As surely as they begin, they are destined to fail. Hadley expects too much, and so does Ernest — the problem is, their expectations do not match.
Early in the marriage, Hadley realizes Ernest is not fully hers, not the man she can get lost in. “I couldn’t reach into every part of Ernest and he didn’t want me to. He needed me to make him feel safe and backed up, yes, the same way I needed him. But he also liked that he could disappear into his work, away from me. And return when he wanted to.”
Although Hemingway married four times, he was never domesticated.
His thirst for new experiences often leaves Hadley on the sidelines, living in a cold apartment in a poor part of Paris.
Even when they begin to meet people and make friends, Hadley is gently pushed into the wives’ corner, not to talk about literature, but to talk about their men.
“The Paris Wife” is much about soon-to-be glamorous places, famous names and drunken parties.
The Hemingways travel to Switzerland for skiing, to Spain for bullfights, to Italy to visit friends in their villa.
Their friends include Gertrude Stein and Alice Toklas, Scott and Zelda Fitzgerald, Ezra Pound and wife Dorothy.
None of them have anything approaching a traditional relationship. Gertrude and Alice are happy as a couple, with Alice serving as wife. Fitzgerald, continously drunk, does not notice how bizarre Zelda has become. Ezra and Dorothy have an open marriage.
Affairs abound as one or another sycophant latches on to someone else.
And then there’s the drinking. Everyone drinks to get drunk — for many in the group this is a daily activity. They spend a lot of time at cafés, downing copious amounts of absinthe, with a nod to the fact it’s illegal.
There are few taboos in this world. While it seems the other glitterati admire the strength and stability of the Hemingways’ marriage, they find it odd, as well.
When Hadley reveals she’s pregnant, Hemingway feels he’s been tricked. After “Bumby” is born, Hadley feels tricked, too. Their lifestyle changes not one whit.
Hemingway is consumed by his work, renting a room to get away from distractions. He often travels with his family, and when he does, he pursues his own obsessions.
When Hadley turns to a new best friend, Pauline, to help her feel less lonely, Pauline falls in love with all of them, Hadley and Hemingway, and moves in.
No polygamy for her as she takes young Bumby and leaves Paris and Hemingway for good.
McClain inserts a few chapters, printed in italic, that are Hemingway’s thoughts — his encounter with a girl in a bar while he’s covering a civil war in Turkey.

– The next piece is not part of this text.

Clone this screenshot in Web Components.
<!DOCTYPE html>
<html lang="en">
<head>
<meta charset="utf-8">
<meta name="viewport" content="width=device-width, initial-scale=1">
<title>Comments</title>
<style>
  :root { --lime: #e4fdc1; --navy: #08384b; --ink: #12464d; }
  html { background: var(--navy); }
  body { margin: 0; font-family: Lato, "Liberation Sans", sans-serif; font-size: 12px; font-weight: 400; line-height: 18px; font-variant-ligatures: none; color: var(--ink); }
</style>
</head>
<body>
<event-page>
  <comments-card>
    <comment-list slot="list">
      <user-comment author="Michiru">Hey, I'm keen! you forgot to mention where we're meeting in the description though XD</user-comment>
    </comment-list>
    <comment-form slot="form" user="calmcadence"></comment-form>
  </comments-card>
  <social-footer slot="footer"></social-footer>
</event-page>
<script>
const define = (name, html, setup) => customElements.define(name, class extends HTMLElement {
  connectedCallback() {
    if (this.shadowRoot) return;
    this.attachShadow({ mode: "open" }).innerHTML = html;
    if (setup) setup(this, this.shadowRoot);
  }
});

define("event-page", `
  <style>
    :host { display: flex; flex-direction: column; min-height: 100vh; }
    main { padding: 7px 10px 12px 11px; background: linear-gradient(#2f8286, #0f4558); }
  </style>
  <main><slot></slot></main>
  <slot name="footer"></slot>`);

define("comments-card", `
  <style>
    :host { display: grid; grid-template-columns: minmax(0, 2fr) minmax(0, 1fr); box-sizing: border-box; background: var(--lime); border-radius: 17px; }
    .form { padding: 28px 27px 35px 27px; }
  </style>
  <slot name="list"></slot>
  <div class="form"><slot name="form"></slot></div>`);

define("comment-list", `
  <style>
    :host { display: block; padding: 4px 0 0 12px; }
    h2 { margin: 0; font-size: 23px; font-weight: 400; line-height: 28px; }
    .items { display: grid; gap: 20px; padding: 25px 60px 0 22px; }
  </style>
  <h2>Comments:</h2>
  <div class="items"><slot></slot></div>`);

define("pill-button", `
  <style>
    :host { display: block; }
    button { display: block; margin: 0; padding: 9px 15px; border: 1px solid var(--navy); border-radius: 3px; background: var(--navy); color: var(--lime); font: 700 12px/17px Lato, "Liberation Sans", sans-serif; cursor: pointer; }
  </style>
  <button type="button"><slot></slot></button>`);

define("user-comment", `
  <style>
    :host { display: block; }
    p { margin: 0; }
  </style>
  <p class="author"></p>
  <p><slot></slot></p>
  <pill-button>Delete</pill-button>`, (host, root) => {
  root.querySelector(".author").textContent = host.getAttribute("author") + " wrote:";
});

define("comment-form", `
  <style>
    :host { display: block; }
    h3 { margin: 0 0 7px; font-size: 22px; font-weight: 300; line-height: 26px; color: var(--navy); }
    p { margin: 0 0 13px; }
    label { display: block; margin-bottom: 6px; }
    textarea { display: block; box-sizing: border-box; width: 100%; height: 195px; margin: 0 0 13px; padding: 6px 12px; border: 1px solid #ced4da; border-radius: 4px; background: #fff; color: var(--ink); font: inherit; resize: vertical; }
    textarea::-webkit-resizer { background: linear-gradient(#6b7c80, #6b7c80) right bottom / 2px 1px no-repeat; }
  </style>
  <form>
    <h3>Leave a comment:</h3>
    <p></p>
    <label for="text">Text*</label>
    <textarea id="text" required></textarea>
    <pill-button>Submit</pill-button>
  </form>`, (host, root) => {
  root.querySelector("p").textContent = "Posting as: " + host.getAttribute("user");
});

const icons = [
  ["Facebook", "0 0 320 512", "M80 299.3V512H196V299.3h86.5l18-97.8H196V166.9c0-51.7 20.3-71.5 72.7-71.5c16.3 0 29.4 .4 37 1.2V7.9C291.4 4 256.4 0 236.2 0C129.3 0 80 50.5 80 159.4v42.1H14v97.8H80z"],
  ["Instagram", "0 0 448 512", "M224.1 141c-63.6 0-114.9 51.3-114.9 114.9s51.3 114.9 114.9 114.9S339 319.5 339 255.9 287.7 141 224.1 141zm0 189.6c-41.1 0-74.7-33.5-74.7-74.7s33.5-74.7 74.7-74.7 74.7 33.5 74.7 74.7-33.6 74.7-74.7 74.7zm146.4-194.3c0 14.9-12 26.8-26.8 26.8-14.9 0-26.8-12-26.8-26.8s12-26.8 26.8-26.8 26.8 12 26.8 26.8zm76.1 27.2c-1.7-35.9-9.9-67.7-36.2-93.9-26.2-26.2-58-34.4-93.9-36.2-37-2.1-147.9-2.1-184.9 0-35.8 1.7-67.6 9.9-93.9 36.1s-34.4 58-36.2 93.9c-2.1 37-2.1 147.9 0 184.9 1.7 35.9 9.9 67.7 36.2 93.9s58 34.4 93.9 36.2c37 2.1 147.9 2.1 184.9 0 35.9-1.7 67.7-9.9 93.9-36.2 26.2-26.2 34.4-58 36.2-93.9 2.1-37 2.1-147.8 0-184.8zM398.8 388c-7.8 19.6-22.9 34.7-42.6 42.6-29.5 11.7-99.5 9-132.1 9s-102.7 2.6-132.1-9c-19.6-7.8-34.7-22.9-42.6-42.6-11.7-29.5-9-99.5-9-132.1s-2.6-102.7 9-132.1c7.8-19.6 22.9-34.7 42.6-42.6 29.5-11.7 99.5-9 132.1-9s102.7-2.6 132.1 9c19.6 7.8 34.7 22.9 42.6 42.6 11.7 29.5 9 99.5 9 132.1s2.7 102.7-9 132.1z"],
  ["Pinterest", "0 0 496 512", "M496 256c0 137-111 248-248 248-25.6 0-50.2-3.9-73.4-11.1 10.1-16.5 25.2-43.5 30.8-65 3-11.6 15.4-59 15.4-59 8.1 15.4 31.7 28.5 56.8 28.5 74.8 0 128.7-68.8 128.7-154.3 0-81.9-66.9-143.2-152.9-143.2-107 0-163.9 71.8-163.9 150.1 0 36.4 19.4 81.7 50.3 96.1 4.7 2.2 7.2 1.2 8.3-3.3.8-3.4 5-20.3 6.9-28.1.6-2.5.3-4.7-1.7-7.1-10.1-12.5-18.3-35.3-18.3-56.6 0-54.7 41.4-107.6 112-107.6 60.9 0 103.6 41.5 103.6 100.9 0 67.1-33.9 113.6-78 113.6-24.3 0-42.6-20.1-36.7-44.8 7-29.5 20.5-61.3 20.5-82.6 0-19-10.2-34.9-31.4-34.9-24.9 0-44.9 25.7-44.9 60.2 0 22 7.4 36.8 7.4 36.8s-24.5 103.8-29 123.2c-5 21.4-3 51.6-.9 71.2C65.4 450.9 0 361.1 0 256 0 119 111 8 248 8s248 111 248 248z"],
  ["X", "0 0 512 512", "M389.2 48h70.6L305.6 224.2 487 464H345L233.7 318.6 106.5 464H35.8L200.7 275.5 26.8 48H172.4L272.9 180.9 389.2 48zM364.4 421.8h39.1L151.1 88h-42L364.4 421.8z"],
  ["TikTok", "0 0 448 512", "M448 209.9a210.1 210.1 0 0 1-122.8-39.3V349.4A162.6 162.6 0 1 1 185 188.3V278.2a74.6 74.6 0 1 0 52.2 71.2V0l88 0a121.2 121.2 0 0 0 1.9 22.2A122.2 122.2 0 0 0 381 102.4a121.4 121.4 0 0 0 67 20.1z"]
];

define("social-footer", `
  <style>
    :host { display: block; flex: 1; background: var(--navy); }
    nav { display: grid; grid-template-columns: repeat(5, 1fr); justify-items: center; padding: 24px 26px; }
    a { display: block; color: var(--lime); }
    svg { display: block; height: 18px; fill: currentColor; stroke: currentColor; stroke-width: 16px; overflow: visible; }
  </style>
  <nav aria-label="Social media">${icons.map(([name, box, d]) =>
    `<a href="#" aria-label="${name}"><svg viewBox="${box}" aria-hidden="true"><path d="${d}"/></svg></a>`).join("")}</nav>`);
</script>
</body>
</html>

He does it to make himself feel alive, McClain writes. But Hemingway wants it all — the dark-skinned girl, his wife, the war, the glory.

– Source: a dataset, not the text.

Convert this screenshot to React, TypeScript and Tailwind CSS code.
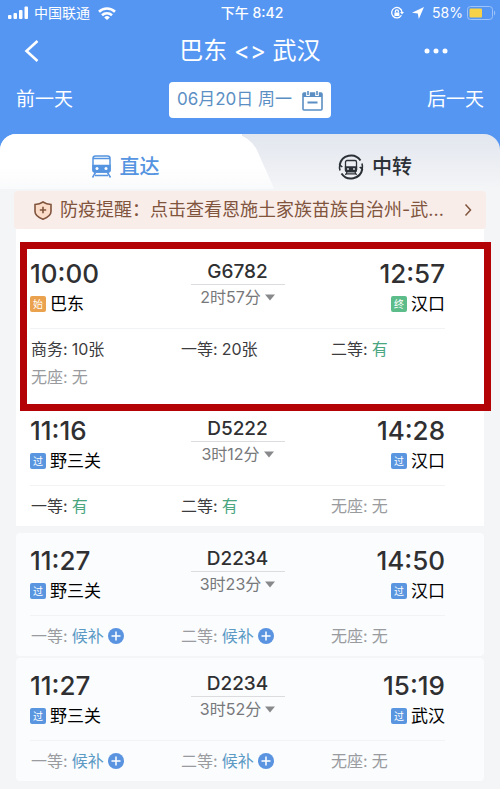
import clsx from 'clsx'

type Seat = { name: string; value: string; kind: 'count' | 'yes' | 'none' | 'wait' }
type Stop = { time: string; station: string; tag: string; tagClass: string }
type Train = {
  no: string
  duration: string
  from: Stop
  to: Stop
  seats: Seat[]
  marked?: boolean
  soldOut?: boolean
}

const ORANGE = 'bg-[#eba24e]'
const GREEN = 'bg-[#5cbd8b]'
const BLUE = 'bg-[#5a96e0]'

const waitSeats: Seat[] = [
  { name: '一等', value: '候补', kind: 'wait' },
  { name: '二等', value: '候补', kind: 'wait' },
  { name: '无座', value: '无', kind: 'none' },
]

const trains: Train[] = [
  {
    no: 'G6782',
    duration: '2时57分',
    from: { time: '10:00', station: '巴东', tag: '始', tagClass: ORANGE },
    to: { time: '12:57', station: '汉口', tag: '终', tagClass: GREEN },
    seats: [
      { name: '商务', value: '10张', kind: 'count' },
      { name: '一等', value: '20张', kind: 'count' },
      { name: '二等', value: '有', kind: 'yes' },
      { name: '无座', value: '无', kind: 'none' },
    ],
    marked: true,
  },
  {
    no: 'D5222',
    duration: '3时12分',
    from: { time: '11:16', station: '野三关', tag: '过', tagClass: BLUE },
    to: { time: '14:28', station: '汉口', tag: '过', tagClass: BLUE },
    seats: [
      { name: '一等', value: '有', kind: 'yes' },
      { name: '二等', value: '有', kind: 'yes' },
      { name: '无座', value: '无', kind: 'none' },
    ],
  },
  {
    no: 'D2234',
    duration: '3时23分',
    from: { time: '11:27', station: '野三关', tag: '过', tagClass: BLUE },
    to: { time: '14:50', station: '汉口', tag: '过', tagClass: BLUE },
    seats: waitSeats,
    soldOut: true,
  },
  {
    no: 'D2234',
    duration: '3时52分',
    from: { time: '11:27', station: '野三关', tag: '过', tagClass: BLUE },
    to: { time: '15:19', station: '武汉', tag: '过', tagClass: BLUE },
    seats: waitSeats,
    soldOut: true,
  },
]

function StatusBar() {
  return (
    <div className="grid h-[26px] grid-cols-[1fr_auto_1fr] items-center pl-2 pr-1 text-sm">
      <div className="flex items-center gap-1">
        <svg width="22" height="14" viewBox="0 0 22 14" fill="currentColor">
          <rect x="0" y="9" width="3.5" height="4" rx="1" />
          <rect x="5.5" y="7" width="3.5" height="6" rx="1" />
          <rect x="11" y="4" width="3.5" height="9" rx="1" />
          <rect x="16.5" y="0.5" width="3.5" height="12.5" rx="1" />
        </svg>
        <span>中国联通</span>
        <svg className="ml-1" width="18" height="13" viewBox="0 0 18 13" fill="none" stroke="currentColor" strokeWidth="2.6">
          <path d="M1 4.8a11.5 11.5 0 0 1 16 0" />
          <path d="M4 8.2a7.2 7.2 0 0 1 10 0" />
          <path d="M9 13 6.2 10.4a4 4 0 0 1 5.6 0Z" fill="currentColor" stroke="none" />
        </svg>
      </div>
      <span className="font-medium">下午 8:42</span>
      <div className="flex items-center justify-end gap-1">
        <svg width="14" height="14" viewBox="0 0 14 14" fill="none" stroke="currentColor" strokeWidth="1.3">
          <path d="M11.4 9.2A5.2 5.2 0 1 1 12 6" />
          <path d="m10 6 2 2.400 2-2.400z" fill="currentColor" stroke="none" />
          <rect x="4.4" y="6.4" width="5" height="3.6" rx="0.6" fill="currentColor" stroke="none" />
          <path d="M5.400 6.600V5.300a1.500 1.500 0 0 1 3 0v1.300" />
        </svg>
        <svg className="ml-1" width="12" height="12" viewBox="0 0 12 12" fill="currentColor">
          <path d="M12 0 0 5.700l5.800.7L6.800 12z" />
        </svg>
        <span className="ml-1">58%</span>
        <svg width="29" height="14" viewBox="0 0 29 14">
          <rect x="0.5" y="0.5" width="25" height="13" rx="3" fill="none" stroke="#9cc3fa" />
          <rect x="2.5" y="2.5" width="12.5" height="9" rx="1" fill="#f7d247" />
          <path d="M27 4.500c1.600.8 1.600 4.200 0 5z" fill="#9cc3fa" />
        </svg>
      </div>
    </div>
  )
}

function Header() {
  return (
    <header className="text-white">
      <StatusBar />
      <div className="grid h-[50px] grid-cols-[1fr_auto_1fr] items-center pl-6 pr-[52px]">
        <button aria-label="返回" className="w-4">
          <svg width="16" height="22" viewBox="0 0 16 22" fill="none" stroke="currentColor" strokeWidth="2.6">
            <path d="M13.500 1 2.500 11l11 10" />
          </svg>
        </button>
        <h1 className="pl-7 text-2xl">巴东 &lt;&gt; 武汉</h1>
        <button aria-label="更多" className="justify-self-end">
          <svg width="24" height="6" viewBox="0 0 24 6" fill="currentColor">
            <circle cx="3" cy="3" r="2.500" />
            <circle cx="12" cy="3" r="2.500" />
            <circle cx="21" cy="3" r="2.500" />
          </svg>
        </button>
      </div>
      <div className="flex h-12 items-center justify-between px-4 text-[19px]">
        <button>前一天</button>
        <button className="flex h-9 items-center gap-2.5 rounded-sm bg-white px-2 text-[17px] text-[#5b8fc4]">
          <span>06月20日 周一</span>
          <svg width="21" height="21" viewBox="0 0 21 21" fill="none" stroke="currentColor" strokeWidth="1.6">
            <rect x="1" y="3" width="19" height="17" rx="1" />
            <path d="M1 5h19" strokeWidth="4" />
            <path d="M6 0v6M15 0v6" stroke="#fff" strokeWidth="3.600" />
            <path d="M6 1v4M15 1v4" />
            <path d="M5.500 12.500h10" strokeWidth="2" />
          </svg>
        </button>
        <button>后一天</button>
      </div>
    </header>
  )
}

function Tabs() {
  return (
    <div className="mt-2.5 grid h-[55px] grid-cols-2 overflow-hidden rounded-t-2xl bg-linear-to-b from-[#e2e6ee] to-[#f4f5f7] text-xl font-medium">
      <button className="relative flex items-center justify-center gap-2 pt-2.5 text-[#5594e0]">
        <span className="absolute inset-y-0 left-0 right-2 bg-linear-to-b from-white from-60% to-[#f9fafb]" />
        <span className="absolute inset-y-0 -right-3 w-24 skew-x-24 rounded-tr-2xl bg-linear-to-b from-white from-60% to-[#f9fafb]" />
        <svg className="relative" width="21" height="23" viewBox="0 0 21 23" fill="none" stroke="currentColor" strokeWidth="1.500">
          <rect x="2" y="1" width="17" height="16" rx="2.500" fill="#fff" />
          <path d="M2 3.500h17" />
          <path d="M2 10.500h17V15q0 2-2 2H4q-2 0-2-2Z" fill="currentColor" />
          <circle cx="6" cy="13.500" r="1.500" fill="#fff" stroke="none" />
          <circle cx="15" cy="13.500" r="1.500" fill="#fff" stroke="none" />
          <path d="m4.500 17.500-3 5M16.500 17.500l3 5M4 20.500h13" />
        </svg>
        <span className="relative">直达</span>
      </button>
      <button className="flex items-center justify-center gap-2 pt-2.5 text-[#2c3138]">
        <svg width="26" height="26" viewBox="0 0 26 26" fill="none" stroke="currentColor" strokeWidth="2">
          <path d="M1.700 11A11.500 11.500 0 0 1 22.500 6.500" />
          <path d="M24.300 15A11.500 11.500 0 0 1 3.500 19.500" />
          <path d="M24 9.500q.8 3 .2 5.500l-2.500-2M2 16.500q-.8-3-.2-5.500l2.500 2" strokeWidth="1.600" />
          <rect x="7.500" y="6.500" width="11" height="11" rx="1.500" strokeWidth="1.300" />
          <path d="M7.500 13h11v3q0 1.500-1.500 1.500H9q-1.500 0-1.500-1.500Z" fill="currentColor" strokeWidth="1.300" />
          <circle cx="10" cy="15" r="0.900" fill="#e8ebf1" stroke="none" />
          <circle cx="16" cy="15" r="0.900" fill="#e8ebf1" stroke="none" />
          <path d="m9 18-1.500 3M17 18l1.500 3M8.500 19.800h9" strokeWidth="1.200" />
        </svg>
        <span>中转</span>
      </button>
    </div>
  )
}

function Notice() {
  return (
    <a href="#notice" className="mx-3.5 flex h-[38px] items-center gap-2 rounded-sm bg-[#f9edea] px-5 text-lg text-[#80543d]">
      <svg className="shrink-0" width="18" height="19" viewBox="0 0 18 19" fill="none" stroke="currentColor" strokeWidth="1.600">
        <path d="M9 1c2.400 1.600 5 2.300 8 2.500v7c0 3.800-3.500 6-8 7.700-4.500-1.700-8-3.900-8-7.700v-7C4 3.300 6.600 2.600 9 1Z" fill="#fbdcc8" />
        <path d="M9 5.800v6.400M5.800 9h6.400" />
      </svg>
      <span className="flex-1 whitespace-nowrap">防疫提醒：点击查看恩施土家族苗族自治州-武...</span>
      <svg className="-mr-1.5 shrink-0" width="8" height="14" viewBox="0 0 8 14" fill="none" stroke="currentColor" strokeWidth="1.500">
        <path d="m1.500 1.500 5 5.500-5 5.500" />
      </svg>
    </a>
  )
}

function StopInfo({ stop, end }: { stop: Stop; end?: boolean }) {
  return (
    <div className={clsx('flex flex-col', end && 'items-end')}>
      <span className="text-[26px] leading-8 font-medium text-[#303032]">{stop.time}</span>
      <span className="flex items-center gap-1 text-[17px] leading-7 text-black">
        <span className={clsx('grid size-4 place-items-center rounded-xs text-[10px] leading-4 text-white', stop.tagClass)}>
          {stop.tag}
        </span>
        {stop.station}
      </span>
    </div>
  )
}

function SeatInfo({ seat, soldOut }: { seat: Seat; soldOut?: boolean }) {
  const muted = soldOut || seat.kind === 'none'
  return (
    <div className={clsx('flex items-center gap-1 text-base leading-7', muted ? 'text-[#999b9e]' : 'text-[#3c3c3e]')}>
      <span>{seat.name}:</span>
      <span className={clsx(seat.kind === 'yes' && 'text-[#4aa581]', seat.kind === 'wait' && 'text-[#5b9ac4]')}>
        {seat.value}
      </span>
      {seat.kind === 'wait' && (
        <svg width="16" height="16" viewBox="0 0 16 16">
          <circle cx="8" cy="8" r="8" fill="#5a94e0" />
          <path d="M8 3.500v9M3.500 8h9" stroke="#fff" strokeWidth="1.500" />
        </svg>
      )}
    </div>
  )
}

function TrainCard({ train }: { train: Train }) {
  return (
    <article className={clsx('relative pt-3', train.marked ? 'pb-3' : 'pb-1.5', train.soldOut ? 'rounded-sm bg-[#fafcfe]' : 'bg-white')}>
      <div className="ml-3.5 mr-[39px] grid grid-cols-[1fr_auto_1fr] border-b border-[#f2f3f4] pb-2.5">
        <StopInfo stop={train.from} />
        <div className="flex w-[94px] flex-col items-center pt-0.5">
          <span className="text-[19px] leading-6 font-medium text-[#303032]">{train.no}</span>
          <span className="h-px w-full bg-[#dcdcde]" />
          <button className="flex items-center gap-1 text-base leading-6 text-[#77787a]">
            {train.duration}
            <svg width="10" height="7" viewBox="0 0 10 7" fill="#88898b">
              <path d="M0 0.500h10l-5 6z" />
            </svg>
          </button>
        </div>
        <StopInfo stop={train.to} end />
      </div>
      <div className="grid grid-cols-3 pl-[15px] pr-[3px] pt-1.5">
        {train.seats.map((s) => (
          <SeatInfo key={s.name} seat={s} soldOut={train.soldOut} />
        ))}
      </div>
      {train.marked && (
        <div className="pointer-events-none absolute -top-1 -right-[7px] -bottom-2 left-1 z-10 border-[7px] border-[#b30306]" />
      )}
    </article>
  )
}

export default function App() {
  return (
    <main className="min-h-screen bg-[#f4f5f6] font-['Inter','Noto_Sans_CJK_SC',sans-serif]">
      <div className="bg-[#5596f2]">
        <Header />
        <Tabs />
      </div>
      <div className="pt-0.5">
        <Notice />
        <div className="mx-4 rounded-b-sm bg-white pt-[17px]">
          <TrainCard train={trains[0]} />
          <TrainCard train={trains[1]} />
        </div>
        <div className="mx-4 mt-[7px] flex flex-col gap-0.5 pb-1">
          <TrainCard train={trains[2]} />
          <TrainCard train={trains[3]} />
        </div>
      </div>
    </main>
  )
}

The name dropping becomes dizzying after a while, and McClain lets Hadley flit among the creative types, then the rich and famous, while Hemingway laps up the attention and summarily breaks ties with his earliest supporters, turning instead to the recklessness of the Roaring 20s.
As much as this is Hadley’s book, she spends most of her time talking about Ernest, who comes across as a big talent with a big appetite and a big ego.
McClain’s Hemingway is too big for this world, her Hadley a casualty of the writer’s many personal wars.
The author hits the high notes — the bullfighting in Spain, the publication of “The Sun Also Rises,” Hemingway’s poor treatment of his first publisher, his deep fears — all the things that made the man a legend.
Whether this fiction fills a void about Hadley and Ernest is up for debate. Readers have put the book on the bestseller list; some critics have excoriated the work.
The book ends as Hadley learns of Ernest’s suicide — and she reminisces about being “that impossibly lucky girl.”
“The Paris Wife,” by Paula McClain. Ballentine Books. 314 pp. $25.